I hope this will be useful for you and keeps you from fleeing the country!

8 comments:

Anonymous said...

Sphinx does have some limitations thou.. I started to play around with DBSite stuff. It's a Java based Full text search engine that connects to any SQL type DB.

Ben said...

Great article! I am really interested to know how much of a performance increase you got when using Sphinx.

Chris said...

How Sphinx deals with deleted records?
DBSight can support finding deleted database records.

Pablo said...

@ellisgl:
I think Sphinx is better than DBSight for a number of reasons. The most important ones are the fact that it's open source and that it provides PHP, Python, Ruby and pure C APIs, which makes it much more flexible.

@ben:
Thanks! I got a huge performance increase. Sphinx performs an average query in under 0.1 sec on 2-4 GB text collections.
For example, the search by keyword page on my site took like 40 seconds to load with search results and after using Sphinx started to load in 8 seconds.

@chris:
Sphinxs provides a function for updating the index from the API, which you can use to manage deleted records.
http://www.sphinxsearch.com/doc.html#api-func-updateatttributes

Anonymous said...

Does Sphinx support searching several different tables? For example, if I run several websites with different databases on the same machine, will I be able to have one search for every site with just one Sphinx installation?

Pablo said...

@dominik:

I belive that it's possible to have multiple databases on the same config file, because when you define the source (see source 'ads' on my example), you have to specify host, datasource, user and password.

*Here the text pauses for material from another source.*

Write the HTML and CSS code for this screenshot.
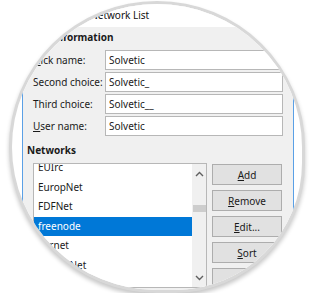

I think that if you create a different source for each of your databases with their information on the config file, you could use one instance of Sphinx for all your databases. You just have to specify the source when you perform a search using the API.

More info from Sphinx forum:
http://www.sphinxsearch.com/forum/view.html?id=1255

I hope this helps. Thanks for stopping by!

NMMM.NU said...

thank you, the information was helpful.

Anonymous said...

Thank you for this. Very useful.

Does sphinx search add much load to the server?